I can't see HH driving much opinion or public attitude, given it had little such effect when it was famously running on CBS (I know I never missed an episode). I do remember TV Guide actually running cautionary articles just before the series premiered, raising exactly the point this article does.
But when the series came out, and it was clearly meant as social satire masked as a war comedy, all that went by the board. And nobody took it seriously, everyone kicked back and laughed their tucheses off.

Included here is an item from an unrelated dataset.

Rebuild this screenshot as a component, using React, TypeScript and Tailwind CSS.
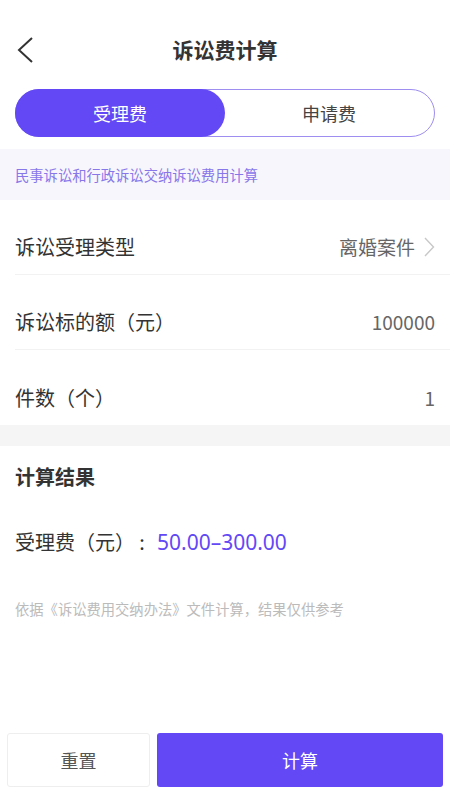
const font = { fontFamily: '"Noto Sans CJK SC", "Noto Sans", sans-serif' };

function Row({ label, value, arrow, last }: { label: string; value: string; arrow?: boolean; last?: boolean }) {
  return (
    <div className={`flex items-center h-[75px] pt-[20px] pr-[15px] ${last ? 'h-[73px]' : 'border-b border-[#f2f2f2]'}`}>
      <span className="flex-1 text-[20px] leading-[30px] text-[#333]">{label}</span>
      <span className="text-[19px] leading-[30px] text-[#666]">{value}</span>
      {arrow && (
        <svg width="12" height="20" viewBox="0 0 12 20" className="ml-[8px]" fill="none">
          <polyline points="2,1 10.5,10 2,19" stroke="#c8c8c8" strokeWidth="1.4" />
        </svg>
      )}
    </div>
  );
}

export default function App() {
  return (
    <div className="w-[450px] h-[800px] bg-white flex flex-col" style={font}>
      {/* Header */}
      <div className="relative flex items-center justify-center h-[50px] mt-[25px]">
        <svg width="18" height="28" viewBox="0 0 18 28" fill="none" className="absolute left-[16px] top-[11px]">
          <polyline points="16,2 3,14 16,26" stroke="#333" strokeWidth="2" />
        </svg>
        <span className="text-[21px] font-bold text-[#333]">诉讼费计算</span>
      </div>

      {/* Tabs */}
      <div className="mx-[15px] mt-[14px] flex h-[48px] rounded-full border border-[#9d8ef0]">
        <div className="w-[210px] -m-px rounded-full bg-[#6348f5] flex items-center justify-center text-white text-[18px]">
          受理费
        </div>
        <div className="flex-1 flex items-center justify-center text-[18px] text-[#444]">申请费</div>
      </div>

      {/* Info */}
      <div className="mt-[12px] h-[51px] bg-[#f7f6fd] flex items-center px-[15px] text-[14.3px] text-[#8877e8]">
        民事诉讼和行政诉讼交纳诉讼费用计算
      </div>

      {/* Form */}
      <div className="pl-[15px]">
        <Row label="诉讼受理类型" value="离婚案件" arrow />
        <Row label="诉讼标的额（元）" value="100000" />
        <Row label="件数（个）" value="1" last />
      </div>

      <div className="h-[21px] bg-[#f5f5f5]" />

      {/* Result */}
      <div className="px-[15px]">
        <div className="pt-[16px] text-[20px] leading-[30px] font-bold text-[#333]">计算结果</div>
        <div className="mt-[35px] flex items-center text-[20px] leading-[30px] text-[#333]">
          <span>受理费（元）</span>
          <span className="w-[14px] text-center">:</span>
          <span className="ml-[8px] text-[21px] text-[#6348f5]" style={{ fontFamily: '"Noto Sans", sans-serif' }}>
            50.00–300.00
          </span>
        </div>
        <div className="mt-[42px] text-[14.3px] leading-[20px] text-[#bbb]">依据《诉讼费用交纳办法》文件计算，结果仅供参考</div>
      </div>

      <div className="flex-1" />

      {/* Buttons */}
      <div className="flex gap-[7px] px-[7px] pb-[13px]">
        <button className="w-[143px] h-[54px] rounded-[3px] border border-[#eee] bg-white text-[18px] text-[#555]">
          重置
        </button>
        <button className="flex-1 h-[54px] rounded-[3px] bg-[#6348f5] text-[18px] text-white">计算</button>
      </div>
    </div>
  );
}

I understand Bob took that seriously.
I don't take anything away from ther men who spent time in the German POW camps, but Hogan's Heroes was so far removed from reality that you would have to be pretty stupid to believe this was how life really was for them, and to say that the show does POWs a disservice is just insulting. It's like saying that science is harmed when the Professor on Gilligan's Island builds a nuclear reactor out of the guts of the transistor radio and couple of coconut shells.
Frank De Kova played Wild Eagle on F Troop. Hardly an indian.
When acters need work, they work.
Conditions at Luftwaffe camps, especially for Allied air crews, was light years better than those at camps run by the SS.
The funniest thing about Hogan's Heroes is that in a few episodes they had Kinchloe disguised in a German Uniform, as if that wouldn't create any suspicion.
-Eric
Actually, Werner Klemperer insisted that Klink never get the last word, come up with a successful plot or harm anyone. He wouldn't play the part otherwise.
A truly good man, Werner, with an utterly brilliant father (Otto), who conducted orchestras to performances that are still standard for a number of great classical works.
LOL. Beat me to it!
And German POWs who were in this country had it pretty darned good as well.
Oh, Christ. Please don't tell me he really didn't do that.
I have spent the last 30 years of my life trying to replicate that feat, and now you tell me it is no more real science than cold fusion...
Worst of all for Soviet POWs was that for the few that survived the war, their reward was to be sent to Siberia, if not killed, by Stalin, who considered Soviet POWs as traitors.
Stepehn Ambrose said it best (paraphrase): "If you were a German male born between 1900 and 1925, the best place for you to spend 1942-1945 was in an American prison camp."